Taiwan faces “imminent military threats” from China, and its current defense posture — “compounded by financial constraints” — will soon become obsolete at dealing with the threats, a paper written by former Taiwanese defense minister Andrew Yang (楊念祖) said.
“The military threat from mainland China has remained a daily reality, as Beijing still holds the option to employ the use of force to achieve political unification,” Yang said in the paper published in the Washington-based Jamestown Foundation’s China Brief journal.
Taiwan must create innovative, asymmetric capabilities that “exploit the enemy’s weaknesses” to fend off a surprise attack, Yang wrote.
The US and Taiwan have a shared concern about the strategic and security “game change” in the East China Sea, with Beijing responsible for provoking and escalating tensions, Yang wrote.
“The US and Taiwan should seek a window of opportunity to reset US-Taiwan defense communication to evaluate Taiwan’s military transformation,” the paper said.
He said that the US Congress should encourage the White House to increase Taiwan’s role in enhancing regional peace and security, and in sharing responsibility for dealing with emerging challenges and contingencies.
“The US and Taiwan should also pay attention to the need of enhancing the experience and professionalism of Taiwanese military officers and personnel,” Yang wrote.
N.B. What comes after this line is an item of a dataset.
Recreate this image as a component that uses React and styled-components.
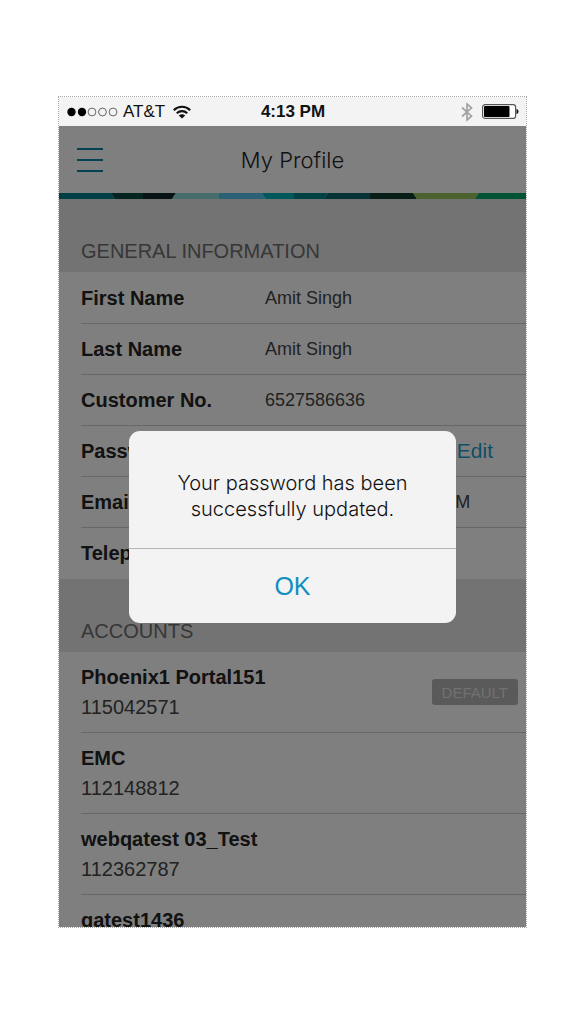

In a second paper in the journal, former US Army attache to Beijing Dennis Blasko said most foreign analysts assume that China’s special operations forces — armed with the most modern weapons and equipment in China’s People’s Liberation Army (PLA) — would be used against Taiwan.
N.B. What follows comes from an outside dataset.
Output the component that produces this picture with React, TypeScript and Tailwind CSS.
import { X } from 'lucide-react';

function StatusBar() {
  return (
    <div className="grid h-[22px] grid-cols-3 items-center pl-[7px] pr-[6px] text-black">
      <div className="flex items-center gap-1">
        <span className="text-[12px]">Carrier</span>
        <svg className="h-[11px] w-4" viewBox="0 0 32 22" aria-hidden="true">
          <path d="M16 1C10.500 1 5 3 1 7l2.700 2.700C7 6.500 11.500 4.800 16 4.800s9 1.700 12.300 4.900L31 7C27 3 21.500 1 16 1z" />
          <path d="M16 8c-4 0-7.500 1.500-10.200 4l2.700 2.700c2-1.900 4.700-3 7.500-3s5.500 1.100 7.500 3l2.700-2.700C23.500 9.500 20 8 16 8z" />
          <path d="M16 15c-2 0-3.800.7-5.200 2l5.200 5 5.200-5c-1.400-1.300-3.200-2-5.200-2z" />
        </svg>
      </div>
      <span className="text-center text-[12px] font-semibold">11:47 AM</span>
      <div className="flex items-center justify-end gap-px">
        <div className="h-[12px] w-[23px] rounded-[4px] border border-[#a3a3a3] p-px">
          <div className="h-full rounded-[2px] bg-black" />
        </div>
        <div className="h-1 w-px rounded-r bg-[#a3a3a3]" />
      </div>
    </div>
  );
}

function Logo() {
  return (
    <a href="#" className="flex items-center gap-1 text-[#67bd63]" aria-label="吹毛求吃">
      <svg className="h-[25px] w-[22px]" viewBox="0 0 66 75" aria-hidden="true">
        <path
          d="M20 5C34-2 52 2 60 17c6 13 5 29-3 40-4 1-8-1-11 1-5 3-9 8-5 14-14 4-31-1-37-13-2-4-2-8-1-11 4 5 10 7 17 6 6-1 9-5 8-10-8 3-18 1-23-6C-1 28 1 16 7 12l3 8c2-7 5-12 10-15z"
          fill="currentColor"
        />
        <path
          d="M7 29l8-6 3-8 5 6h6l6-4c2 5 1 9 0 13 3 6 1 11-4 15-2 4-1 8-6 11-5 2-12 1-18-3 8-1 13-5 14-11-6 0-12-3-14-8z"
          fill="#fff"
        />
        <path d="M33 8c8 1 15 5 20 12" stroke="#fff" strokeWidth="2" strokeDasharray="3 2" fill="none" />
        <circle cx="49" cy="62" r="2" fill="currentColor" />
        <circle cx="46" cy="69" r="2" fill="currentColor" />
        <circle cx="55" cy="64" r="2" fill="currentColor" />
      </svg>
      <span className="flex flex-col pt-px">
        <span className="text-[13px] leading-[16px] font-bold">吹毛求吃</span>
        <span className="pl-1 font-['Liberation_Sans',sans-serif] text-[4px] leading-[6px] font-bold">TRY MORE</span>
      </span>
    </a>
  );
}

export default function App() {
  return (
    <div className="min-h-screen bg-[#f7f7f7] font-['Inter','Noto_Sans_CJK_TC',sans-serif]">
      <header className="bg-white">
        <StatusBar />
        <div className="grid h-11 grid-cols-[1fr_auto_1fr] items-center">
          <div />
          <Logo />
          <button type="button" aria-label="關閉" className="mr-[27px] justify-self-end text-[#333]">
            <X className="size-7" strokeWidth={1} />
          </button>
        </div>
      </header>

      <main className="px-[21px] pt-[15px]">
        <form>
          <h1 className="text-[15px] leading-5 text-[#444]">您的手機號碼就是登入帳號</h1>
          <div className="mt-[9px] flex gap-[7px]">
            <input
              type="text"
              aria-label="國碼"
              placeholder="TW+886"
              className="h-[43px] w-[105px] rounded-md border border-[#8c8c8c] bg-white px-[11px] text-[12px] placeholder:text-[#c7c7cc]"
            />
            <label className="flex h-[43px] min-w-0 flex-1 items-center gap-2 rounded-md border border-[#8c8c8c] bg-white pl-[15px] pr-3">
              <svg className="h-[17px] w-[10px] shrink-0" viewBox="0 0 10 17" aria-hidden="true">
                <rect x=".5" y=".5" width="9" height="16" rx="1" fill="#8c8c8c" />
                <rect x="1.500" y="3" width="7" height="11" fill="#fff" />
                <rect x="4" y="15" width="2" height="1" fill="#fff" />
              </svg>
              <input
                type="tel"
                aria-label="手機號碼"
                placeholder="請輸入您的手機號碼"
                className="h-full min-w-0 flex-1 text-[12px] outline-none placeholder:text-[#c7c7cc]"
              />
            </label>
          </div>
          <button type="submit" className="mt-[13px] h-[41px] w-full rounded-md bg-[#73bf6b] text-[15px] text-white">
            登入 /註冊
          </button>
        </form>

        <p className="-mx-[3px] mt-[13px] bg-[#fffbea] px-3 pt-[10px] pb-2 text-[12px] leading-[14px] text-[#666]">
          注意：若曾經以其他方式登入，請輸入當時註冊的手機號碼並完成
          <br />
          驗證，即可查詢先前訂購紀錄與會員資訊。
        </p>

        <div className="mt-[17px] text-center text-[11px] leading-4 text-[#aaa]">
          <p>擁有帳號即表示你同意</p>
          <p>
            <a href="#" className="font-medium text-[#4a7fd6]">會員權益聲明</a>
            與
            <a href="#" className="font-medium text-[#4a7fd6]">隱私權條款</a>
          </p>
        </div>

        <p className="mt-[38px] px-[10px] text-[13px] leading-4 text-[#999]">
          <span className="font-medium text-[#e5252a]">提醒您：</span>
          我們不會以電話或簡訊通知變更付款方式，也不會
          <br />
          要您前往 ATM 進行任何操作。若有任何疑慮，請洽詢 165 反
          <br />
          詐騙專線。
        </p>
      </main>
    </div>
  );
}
Blasko said that China has an estimated 20,000 to 30,000 special operations soldiers.
Blasko said that China’s special operations units have grown substantially since their beginnings 20 years ago and are likely to continue to receive priority for development.
They are now focused on battlefield tactics in support of conventional units, but they could be used for strategic missions, “provided they can be inserted and supported at longer ranges,” Blasko said.